Die Landesregierung kann aufgrund fehlender Angaben in der Fragestellung hierzu keine Antwort übermitteln.
- Wie aus dem Bericht der Rheinischen Post hervorgeht, bezeichnete es Bürgermeister Bernd Romanski (SPD) als „unklar“, ob die Stadt als Investor des ZUE auftritt oder die Bezirksregierung baut. Wie ist in diesem Zusammenhang der letzte Verhandlungsstand?
- Auch im Rahmen der genannten Veranstaltung war von einer Mietdauer für die ZUE von 20 bis 25 Jahren die Rede. Wie begründet die Landesregierung diese unverhältnismäßig lange Zeitspanne?
Die Fragen 3 und 4 werden aufgrund des Sachzusammenhangs gemeinsam beantwortet.
Die Stadt Hamminkeln hat Interesse bekundet, für das Land Nordrhein-Westfalen eine Zentrale Unterbringungseinrichtung zu bauen und zu vermieten. Das Bauvorhaben wird durch die Stadt als Bauherr geplant und konzeptioniert. Zu weiteren konkreten Ausgestaltungen des Vorhabens, insbesondere zur Mietdauer, können aufgrund des rudimentären Planungsstandes keine Aussagen getroffen werden.

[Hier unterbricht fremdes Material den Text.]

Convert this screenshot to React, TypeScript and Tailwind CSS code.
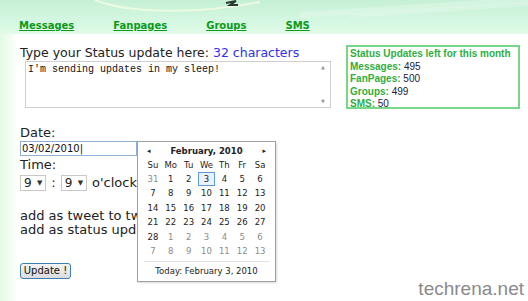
const navLinks = ["Messages", "Fanpages", "Groups", "SMS"];

const stats = [
  { label: "Messages:", value: "495" },
  { label: "FanPages:", value: "500" },
  { label: "Groups:", value: "499" },
  { label: "SMS:", value: "50" },
];

// February 2010 grid, muted = outside of month
const weeks: { d: number; muted?: boolean; today?: boolean }[][] = [
  [{ d: 31, muted: true }, { d: 1 }, { d: 2 }, { d: 3, today: true }, { d: 4 }, { d: 5 }, { d: 6 }],
  [{ d: 7 }, { d: 8 }, { d: 9 }, { d: 10 }, { d: 11 }, { d: 12 }, { d: 13 }],
  [{ d: 14 }, { d: 15 }, { d: 16 }, { d: 17 }, { d: 18 }, { d: 19 }, { d: 20 }],
  [{ d: 21 }, { d: 22 }, { d: 23 }, { d: 24 }, { d: 25 }, { d: 26 }, { d: 27 }],
  [{ d: 28 }, { d: 1, muted: true }, { d: 2, muted: true }, { d: 3, muted: true }, { d: 4, muted: true }, { d: 5, muted: true }, { d: 6, muted: true }],
  [{ d: 7, muted: true }, { d: 8, muted: true }, { d: 9, muted: true }, { d: 10, muted: true }, { d: 11, muted: true }, { d: 12, muted: true }, { d: 13, muted: true }],
];

function SelectBox({ value }: { value: string }) {
  return (
    <div className="flex items-center justify-between w-[32px] h-[16px] border border-[#c8c8c8] bg-white px-[3px] text-[12px] text-[#222]">
      <span>{value}</span>
      <span className="text-[7px] text-[#333]">▼</span>
    </div>
  );
}

function Calendar() {
  return (
    <div className="absolute left-[137px] top-[141px] w-[139px] h-[141px] bg-white border border-[#a0a0a0] shadow-[1px_1px_2px_rgba(0,0,0,0.15)] font-['DejaVu_Sans',sans-serif] text-[8.5px] text-[#222]">
      <div className="flex items-center justify-between px-[9px] pt-[3px] h-[15px]">
        <span className="text-[7px]">◂</span>
        <span className="font-bold text-[8.5px]">February, 2010</span>
        <span className="text-[7px]">▸</span>
      </div>
      <div className="grid grid-cols-7 px-[6px] mt-[1px] h-[14px] items-center text-center">
        {["Su", "Mo", "Tu", "We", "Th", "Fr", "Sa"].map((d) => (
          <span key={d}>{d}</span>
        ))}
      </div>
      <div className="px-[6px]">
        {weeks.map((w, i) => (
          <div key={i} className="grid grid-cols-7 h-[14.5px] items-center text-center">
            {w.map((c, j) => (
              <span
                key={j}
                className={
                  c.today
                    ? "mx-auto w-[17px] h-[14px] leading-[12px] border border-[#5a9ae0] bg-[#eaf3fd]"
                    : c.muted
                    ? "text-[#8a8a8a]"
                    : ""
                }
              >
                {c.d}
              </span>
            ))}
          </div>
        ))}
      </div>
      <div className="mx-[6px] mt-[2px] border-t border-[#e2e2e2] pt-[3px] text-center">
        Today: February 3, 2010
      </div>
    </div>
  );
}

export default function App() {
  return (
    <div className="relative w-[528px] h-[301px] overflow-hidden bg-[linear-gradient(to_right,#e2fbe2,#ffffff_18px)] font-['DejaVu_Sans',sans-serif]">
      {/* header band */}
      <div className="relative h-[34px] bg-[linear-gradient(to_bottom,#c6f0d6,#d6f8e2_70%,#e4fce9)] overflow-hidden">
        <svg className="absolute inset-0" width="528" height="34" viewBox="0 0 528 34">
          <path d="M95 0 C 130 14, 200 14, 260 2" stroke="#f4fbe6" strokeWidth="2" fill="none" opacity="0.8" />
          <path d="M226 3 l10 -2 l-6 4 l8 0" stroke="#2a3a30" strokeWidth="2" fill="none" />
          <path d="M300 15 L528 0" stroke="#e8fbef" strokeWidth="6" opacity="0.4" />
          <path d="M350 16 L528 4" stroke="#e8fbef" strokeWidth="4" opacity="0.4" />
        </svg>
        <nav className="relative flex gap-[39px] pl-[19px] pt-[19px]">
          {navLinks.map((l) => (
            <a key={l} className="text-[10px] font-bold text-[#0a9a1a] underline leading-[13px]">
              {l}
            </a>
          ))}
        </nav>
      </div>

      <div className="flex pl-[20px] pt-[11px]">
        {/* left form column */}
        <div className="w-[312px] text-[#222]">
          <div className="text-[12.5px] leading-[15px] whitespace-nowrap">
            Type your Status update here: <span className="text-[#3030f0]">32 characters</span>
          </div>
          <div className="ml-[5px] mt-[1px] w-[306px] h-[47px] flex border border-[#cfcfcf] bg-white">
            <div className="flex-1 px-[2px] pt-[2px] font-['Liberation_Mono',monospace] text-[10px] leading-[12px] text-[#111]">
              I'm sending updates in my sleep!
            </div>
            <div className="w-[14px] flex flex-col justify-between items-center py-[2px] text-[5px] text-[#9a9a9a]">
              <span>▲</span>
              <span>▼</span>
            </div>
          </div>
          <div className="mt-[17px] text-[13px] leading-[15px]">Date:</div>
          <div className="mt-[1px] w-[117px] h-[15px] border border-[#8fb1d6] bg-white px-[1px] text-[10px] leading-[13px] text-[#111]">
            03/02/2010|
          </div>
          <div className="mt-[1px] text-[13px] leading-[15px]">Time:</div>
          <div className="mt-[1px] w-[117px] overflow-hidden whitespace-nowrap flex items-center gap-[5px] text-[13px]">
            <SelectBox value="9" />
            <span>:</span>
            <SelectBox value="9" />
            <span>o'clock</span>
          </div>
          <div className="mt-[16px] w-[117px] overflow-hidden whitespace-nowrap text-[13px] leading-[14px]">
            <div>add as tweet to twitter</div>
            <div>add as status update</div>
          </div>
          <button className="mt-[26px] w-[51px] h-[16px] rounded-[3px] border border-[#3c7fb1] bg-[linear-gradient(to_bottom,#f4f4f4,#dcdcdc)] text-[10px] leading-[12px] text-[#111]">
            Update !
          </button>
        </div>

        {/* monthly allowance box */}
        <div className="ml-[14px] w-[174px] h-[64px] border-2 border-[#79d58a] px-[2px] pt-[1px] font-['Liberation_Sans',sans-serif] text-[10px] leading-[12.5px] font-bold text-[#2fae3e] whitespace-nowrap">
          <div>Status Updates left for this month</div>
          {stats.map((s) => (
            <div key={s.label}>
              {s.label} <span className="font-normal text-[#1a1a3a]">{s.value}</span>
            </div>
          ))}
        </div>
      </div>

      <Calendar />

      <div className="absolute right-[4px] bottom-[1px] font-['Liberation_Sans',sans-serif] text-[19px] leading-[22px] text-[#8a8a8a]">
        techrena.net
      </div>
    </div>
  );
}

- Wie aus dem Bericht der NRZ hervorgeht, bemerkte der Dingdener CDU-Ortsverbandsvorsitzende im Vorfeld der Veranstaltung: „Viele Menschen sind aktuell verunsichert – und es ist unsere Pflicht zu verhindern, dass sie den rechten Rattenfängern auf den Leim gehen.“ Inwiefern hält es die Landesregierung für angemessen und mit der Menschenwürde vereinbar, Parteien als „Rattenfänger“ und somit Bürger bzw. Wähler als „Ratten“ zu bezeichnen?
Es liegen weder Kenntnisse zu der genannten Veranstaltung noch zu der getätigten Aussage vor. Unabhängig davon ist es nicht Aufgabe der Landesregierung, Äußerungen von Funktionsträgern in Parteien zu bewerten.